Di era informasi seperti sekarang, pola asuh anak sudah seperti topik debat nasional. Ada kubu orang tua yang begitu protektif, menjaga anaknya seperti satpam di pusat perbelanjaan, memeriksa setiap langkah agar tidak ada hal buruk yang terjadi. Ini yang disebut helicopter parenting.Â
Sebaliknya, ada juga orang tua yang membiarkan anak mereka tumbuh dengan minim intervensi, belajar dari pengalaman dan kemandirian sendiri, dikenal sebagai free-range parenting.
Pertanyaannya, mana yang lebih baik? Apakah anak harus selalu diarahkan, atau justru dibiarkan mencari jalannya sendiri? Dan yang lebih penting: apakah kita sedang lupa bahwa pola asuh bukan hanya soal anak, tetapi juga soal orang tua?
Antara Sayap dan Sangkar: Dua Kutub Parenting yang Berbeda
Helicopter parenting adalah pola asuh yang penuh perhatian, mungkin terlalu penuh. Orang tua dalam kategori ini cenderung mengatur segalanya: jadwal sekolah, kegiatan ekstrakurikuler, bahkan pertemanan anak. Tujuannya jelas: melindungi anak dari bahaya dan memastikan mereka mendapatkan yang terbaik.
Tapi, seperti makanan yang terlalu banyak bumbu, niat baik ini bisa jadi masalah. Anak-anak yang tumbuh dengan terlalu banyak intervensi sering kali kesulitan mengambil keputusan sendiri. Mereka cenderung menunggu arahan, takut salah, bahkan mengalami kecemasan karena tidak terbiasa menghadapi kegagalan.

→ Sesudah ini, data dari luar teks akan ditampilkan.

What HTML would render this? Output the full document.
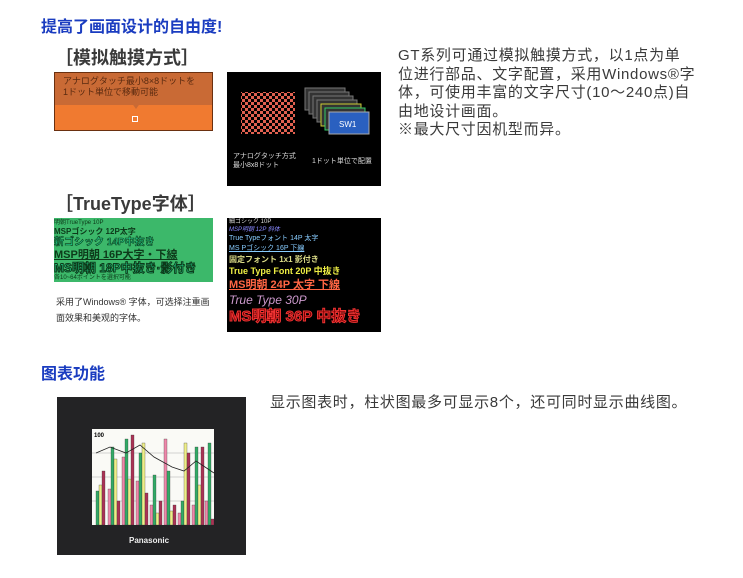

Sebaliknya, free-range parenting adalah pendekatan yang lebih santai. Anak-anak dibiarkan lebih mandiri, belajar dari pengalaman, dan menemukan solusi sendiri. Teorinya bagus: anak tumbuh dengan percaya diri, lebih tangguh, dan punya inisiatif. Tapi, jika tidak ada batasan yang jelas, anak bisa merasa terabaikan, atau lebih buruk lagi, tumbuh tanpa memahami konsep tanggung jawab.
Baik protektif maupun bebas, keduanya punya kelebihan dan kekurangan. Tapi ada satu pertanyaan yang sering terlupakan: bagaimana dengan orang tua itu sendiri?
Parenting Itu Soal Anak dan Orang Tua, Bukan Salah Satunya
Membesarkan anak bukan hanya soal menciptakan individu terbaik, tetapi juga soal bagaimana orang tua mampu menjalankan peran mereka secara realistis. Tidak semua orang tua punya energi, waktu, atau emosi yang cukup untuk selalu mengawasi anak seperti helikopter. Sebaliknya, tidak semua orang tua merasa nyaman dengan konsep membiarkan anak "jatuh dan belajar sendiri."